Most of the crowd followed Tommy and Willie Park, the marquee pairing. Golf had changed mightily in the seven years since Park turned to Tom Morris at Carnoustie and asked, “What have you brought this laddie here for?” Now Willie had strands of gray in his bushy side-whiskers. He still swung as hard as any man, but these days his driving frightened no one. Tommy, Strath, and Kidd could all outdistance him. Park drew whoops from the Musselburgh crowd when he sank a long putt at the first hole, called The Graves to honor the sixteenth-century soldiers buried under the green. He wavered with a six at the next hole, a score Tommy was annoyed to match after a perfect drive and a second shot that sliced so far to the right that his ball rolled into a road beside the course. From there Tommy chunked his approach, the heel of his cleek bouncing at impact, the ball blooping only halfway to the green—a shot as noisome as the Park fanatics who applauded it. He and Park both finished the first eighteen in 83 strokes.

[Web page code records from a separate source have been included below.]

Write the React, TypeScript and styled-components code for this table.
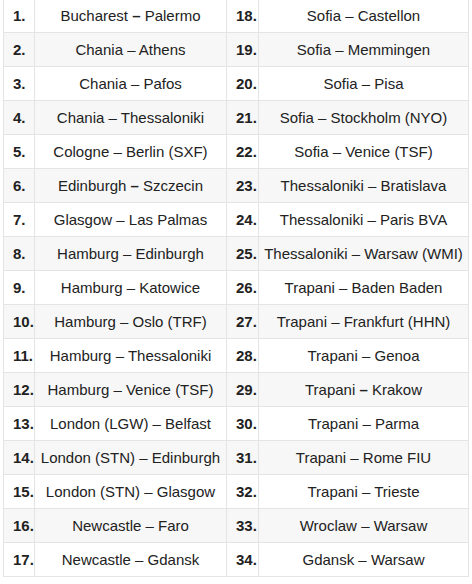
import React from 'react';
import styled, { createGlobalStyle } from 'styled-components';

const GlobalStyle = createGlobalStyle`
  body {
    margin: 0;
    background: #ffffff;
    font-family: "Liberation Sans", Arial, sans-serif;
  }
`;

const Wrapper = styled.div`
  padding: 0 0 0 3px;
  margin-top: -2px;
`;

const RoutesTable = styled.table`
  border-collapse: collapse;
  table-layout: fixed;
  width: 465px;
  color: #222222;
  font-size: 15px;
`;

const Row = styled.tr<{ $striped: boolean }>`
  height: 34px;
  background: ${(p) => (p.$striped ? '#f7f7f7' : '#ffffff')};
`;

const NumCell = styled.td`
  border: 1px solid #e4e4e4;
  padding: 0 0 0 9px;
  font-weight: bold;
  text-align: left;
  white-space: nowrap;
`;

const RouteCell = styled.td`
  border: 1px solid #e4e4e4;
  padding: 0;
  text-align: center;
  white-space: nowrap;
`;

const Dash = styled.span<{ $bold?: boolean }>`
  font-weight: ${(p) => (p.$bold ? 'bold' : 'normal')};
`;

type Route = { from: string; to: string; bold?: boolean };

const left: Route[] = [
  { from: 'Bucharest', to: 'Palermo', bold: true },
  { from: 'Chania', to: 'Athens' },
  { from: 'Chania', to: 'Pafos' },
  { from: 'Chania', to: 'Thessaloniki' },
  { from: 'Cologne', to: 'Berlin (SXF)' },
  { from: 'Edinburgh', to: 'Szczecin', bold: true },
  { from: 'Glasgow', to: 'Las Palmas' },
  { from: 'Hamburg', to: 'Edinburgh' },
  { from: 'Hamburg', to: 'Katowice' },
  { from: 'Hamburg', to: 'Oslo (TRF)' },
  { from: 'Hamburg', to: 'Thessaloniki' },
  { from: 'Hamburg', to: 'Venice (TSF)' },
  { from: 'London (LGW)', to: 'Belfast' },
  { from: 'London (STN)', to: 'Edinburgh' },
  { from: 'London (STN)', to: 'Glasgow' },
  { from: 'Newcastle', to: 'Faro' },
  { from: 'Newcastle', to: 'Gdansk' },
];

const right: Route[] = [
  { from: 'Sofia', to: 'Castellon' },
  { from: 'Sofia', to: 'Memmingen' },
  { from: 'Sofia', to: 'Pisa' },
  { from: 'Sofia', to: 'Stockholm (NYO)' },
  { from: 'Sofia', to: 'Venice (TSF)' },
  { from: 'Thessaloniki', to: 'Bratislava' },
  { from: 'Thessaloniki', to: 'Paris BVA' },
  { from: 'Thessaloniki', to: 'Warsaw (WMI)' },
  { from: 'Trapani', to: 'Baden Baden' },
  { from: 'Trapani', to: 'Frankfurt (HHN)' },
  { from: 'Trapani', to: 'Genoa' },
  { from: 'Trapani', to: 'Krakow', bold: true },
  { from: 'Trapani', to: 'Parma' },
  { from: 'Trapani', to: 'Rome FIU' },
  { from: 'Trapani', to: 'Trieste' },
  { from: 'Wroclaw', to: 'Warsaw' },
  { from: 'Gdansk', to: 'Warsaw' },
];

const RouteText = ({ r }: { r: Route }) => (
  <>
    {r.from} <Dash $bold={r.bold}>–</Dash> {r.to}
  </>
);

export default function App() {
  return (
    <>
      <GlobalStyle />
      <Wrapper>
        <RoutesTable>
          <colgroup>
            <col style={{ width: 31 }} />
            <col style={{ width: 192 }} />
            <col style={{ width: 32 }} />
            <col style={{ width: 210 }} />
          </colgroup>
          <tbody>
            {left.map((r, i) => (
              <Row key={i} $striped={i % 2 === 1}>
                <NumCell>{i + 1}.</NumCell>
                <RouteCell>
                  <RouteText r={r} />
                </RouteCell>
                <NumCell>{i + 18}.</NumCell>
                <RouteCell>
                  <RouteText r={right[i]} />
                </RouteCell>
              </Row>
            ))}
          </tbody>
        </RoutesTable>
      </Wrapper>
    </>
  );
}
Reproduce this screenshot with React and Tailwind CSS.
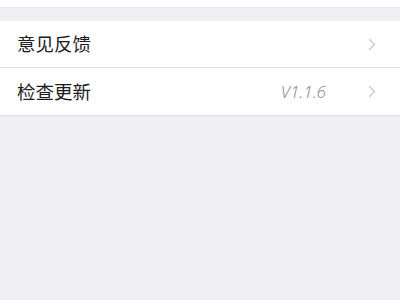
import React from "react";

function Chevron() {
  return (
    <svg width="8" height="13" viewBox="0 0 8 13" fill="none" className="shrink-0">
      <path d="M1.5 1.5 L6.5 6.5 L1.5 11.5" stroke="#c7c7cc" strokeWidth="1.3" strokeLinecap="round" strokeLinejoin="round" />
    </svg>
  );
}

function Row({ label, value, last }) {
  return (
    <div className={"flex items-center h-[47px] pl-[17px] pr-[24px] bg-white" + (last ? "" : " border-b border-[#e0e0e4]")}>
      <span className="flex-1 text-[18.5px] text-[#1c1c1e]">{label}</span>
      {value && <span className="italic font-light text-[17px] text-[#8e8e93] mr-[42px]">{value}</span>}
      <Chevron />
    </div>
  );
}

export default function App() {
  return (
    <div className="w-[400px] h-[300px] bg-[#efeff4] flex flex-col" style={{ fontFamily: '"Noto Sans", "Noto Sans CJK SC", sans-serif' }}>
      <div className="h-[8px] bg-white border-b border-[#e6e6ea]" />
      <div className="h-[13px]" />
      <div className="flex flex-col border-b border-[#e0e0e4]">
        <Row label="意见反馈" />
        <Row label="检查更新" value="V1.1.6" last />
      </div>
    </div>
  );
}
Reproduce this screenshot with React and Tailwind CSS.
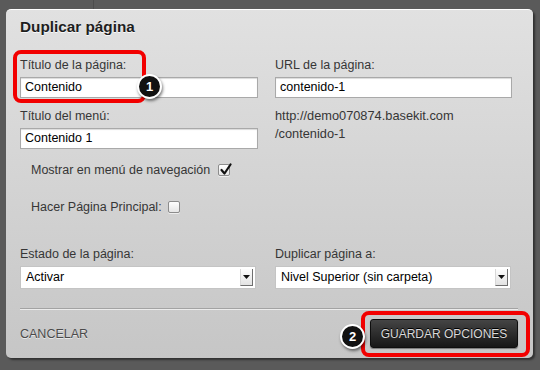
import React from 'react';

const font = { fontFamily: '"Liberation Sans", Arial, Helvetica, sans-serif' };

function Field({ value, className = '' }) {
  return (
    <div
      className={
        'h-[21px] bg-white border border-[#a9a9a9] shadow-[inset_0_1px_1px_rgba(0,0,0,0.15)] px-[4px] flex items-center text-[12.5px] text-black ' +
        className
      }
    >
      {value}
    </div>
  );
}

function Select({ value }) {
  return (
    <div className="h-[23px] bg-white border border-[#c4c4c4] flex items-center pl-[5px] pr-[2px] text-[12.5px] text-black">
      <span className="flex-1">{value}</span>
      <span className="w-[13px] h-[17px] border-r border-b border-[#6f6f6f] border-l border-l-[#d8d8d8] bg-gradient-to-b from-[#fdfdfd] to-[#e3e3e3] flex items-center justify-center">
        <svg width="7" height="4" viewBox="0 0 7 4">
          <path d="M0 0 L7 0 L3.5 4 Z" fill="#111" />
        </svg>
      </span>
    </div>
  );
}

function Checkbox({ checked }) {
  return (
    <span className="relative inline-flex w-[12px] h-[12px] bg-gradient-to-b from-white to-[#e6e6e6] border border-[#8c8c8c] rounded-[2px] shadow-[0_1px_0_rgba(255,255,255,0.6)]">
      {checked && (
        <svg className="absolute left-[1px] -top-[2px]" width="12" height="13" viewBox="0 0 12 13">
          <path d="M1.5 7 L4.5 10.5 L10.5 1.5" stroke="#111" strokeWidth="2.2" fill="none" strokeLinecap="round" strokeLinejoin="round" />
        </svg>
      )}
    </span>
  );
}

function Badge({ n, className }) {
  return (
    <div
      className={
        'absolute w-[25px] h-[25px] rounded-full bg-[#111] border-2 border-white shadow-[1px_2px_3px_rgba(0,0,0,0.5)] flex items-center justify-center text-white text-[13px] font-bold ' +
        className
      }
    >
      {n}
    </div>
  );
}

const Label = ({ children, className = '' }) => (
  <div className={'text-[12.5px] leading-[14px] text-[#363636] ' + className}>{children}</div>
);

export default function App() {
  return (
    <div className="relative w-[540px] h-[370px] bg-[#5a5a5a] pt-[9px] pl-[6px] overflow-hidden" style={font}>
      <div className="absolute left-[93px] top-0 w-px h-[9px] bg-[#4c4c4c]" />
      <div className="relative w-[527px] h-[349px] rounded-[5px] bg-gradient-to-b from-[#e1e1e1] to-[#c6c6c6] border-t border-t-white shadow-[2px_2px_2px_rgba(0,0,0,0.45)] pl-[14px] pr-[15px] pt-[8px]">
        <div className="text-[15.3px] leading-[18px] font-bold text-[#1e1e1e] [text-shadow:0_1px_0_rgba(255,255,255,0.8)]">
          Duplicar página
        </div>

        <div className="grid grid-cols-[238px_237px] gap-x-[17px] mt-[22px]">
          <div>
            <Label>Título de la página:</Label>
            <Field value="Contenido" className="mt-[5px]" />
          </div>
          <div>
            <Label>URL de la página:</Label>
            <Field value="contenido-1" className="mt-[5px]" />
          </div>
        </div>

        <div className="grid grid-cols-[238px_237px] gap-x-[17px] mt-[11px]">
          <div>
            <Label>Título del menú:</Label>
            <Field value="Contenido 1" className="mt-[5px] h-[20px]" />
          </div>
          <div className="text-[12.8px] leading-[18px] text-[#363636] -mt-[2px]">
            <div>http://demo070874.basekit.com</div>
            <div>/contenido-1</div>
          </div>
        </div>

        <div className="pl-[11px] mt-[14px] flex items-center gap-[8px]">
          <Label>Mostrar en menú de navegación</Label>
          <Checkbox checked />
        </div>
        <div className="pl-[11px] mt-[23px] flex items-center gap-[6px]">
          <Label>Hacer Página Principal:</Label>
          <Checkbox />
        </div>

        <div className="grid grid-cols-[236px_236px] gap-x-[19px] mt-[33px]">
          <div>
            <Label>Estado de la página:</Label>
            <div className="mt-[5px]">
              <Select value="Activar" />
            </div>
          </div>
          <div>
            <Label>Duplicar página a:</Label>
            <div className="mt-[5px]">
              <Select value="Nivel Superior (sin carpeta)" />
            </div>
          </div>
        </div>

        <div className="mt-[19px] h-[2px] border-t border-t-[#a3a3a3] border-b border-b-[#ececec]" />

        <div className="mt-[9px] flex items-center justify-between">
          <span className="text-[12.5px] leading-[14px] text-[#4a4a4a] [text-shadow:0_1px_0_rgba(255,255,255,0.6)]">CANCELAR</span>
          <button className="w-[148px] h-[29px] rounded-[3px] bg-gradient-to-b from-[#454545] to-[#171717] border border-[#0e0e0e] shadow-[0_1px_1px_rgba(0,0,0,0.4)] text-[12px] text-[#dadada] [text-shadow:0_-1px_0_#000]">
            GUARDAR OPCIONES
          </button>
        </div>

        <div className="absolute left-[7px] top-[40px] w-[133px] h-[53px] rounded-[8px] border-[4px] border-[#f20000]" />
        <Badge n="1" className="left-[131px] top-[64px]" />

        <div className="absolute left-[355px] top-[301px] w-[169px] h-[46px] rounded-[8px] border-[4px] border-[#f20000]" />
        <Badge n="2" className="left-[334px] top-[314px]" />
      </div>
    </div>
  );
}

A hum in the gallery told them that someone was doing better. The crowd around Tommy and Park dwindled as spectators hurried to follow the surprise leader, who had fired a flawless 75 over the first eighteen holes. As
The Field
put it, “onlookers who had been following other couples forsook their allegiance and attached themselves to the game of Mungo.” When Willie Park heard the news, he smiled. The leader was his younger brother Mungo, the golfer who had gone to sea.

In his youth, Mungo Park had been the best boy golfer in Musselburgh. Then he took work on a North Sea fishing boat, perilous work that seemed to offer a better future than that of a golfer. After twenty years at sea Mungo came home, tanned and fearless, with scarred, corded forearms and a mustachioed face creased by winter gales. He bought a set of hickories and began beating all the local golfers except his brother Willie. And at the 1874 Open he shocked the crowd and probably even himself by taking an eight-shot lead on Willie and the player they both feared, Tommy Morris.

The more his gallery grew, the more Mungo squirmed. He gave five strokes back during his third circuit of the nine-hole course while getting no challenge from Willie, who fell back stroke by stroke. But Tommy crept closer while Mungo’s putter suffered from the shakes.
The Field
’s reporter saw the crowd yo-yo back toward Tommy: “A goodly number of the spectators bethought themselves of reverting again to their old favourite…towards the close of the match it was anticipated that he would at least ‘tie.’” Mungo wrestled home a putt on the last green to finish his closing eighteen in 84 shots for a total of 159, a score that eliminated every contender but one.

Now Mungo’s supporters charged out to join Tommy’s gallery. Some went to watch, some to hoot and hiss, some to kick his ball if they could. He disappointed them by spearing his drive into the fairway. As the
Scotsman
reported, he was “swiping beautifully” with his driver. At the next hole, named the Gas Hole for the fuming gasworks behind the green, he struck an approach that fell on a shallow arc, skipped forward and sniffed at the hole. For an instant it seemed it would fall in, but the ball ran just past. On his way to the green he had the same numbers in his head as everyone else: If he made this putt, then a standard three at the short Home Hole would be enough to tie Mungo. This putt and a deuce at the Home Hole would win the Claret Jug.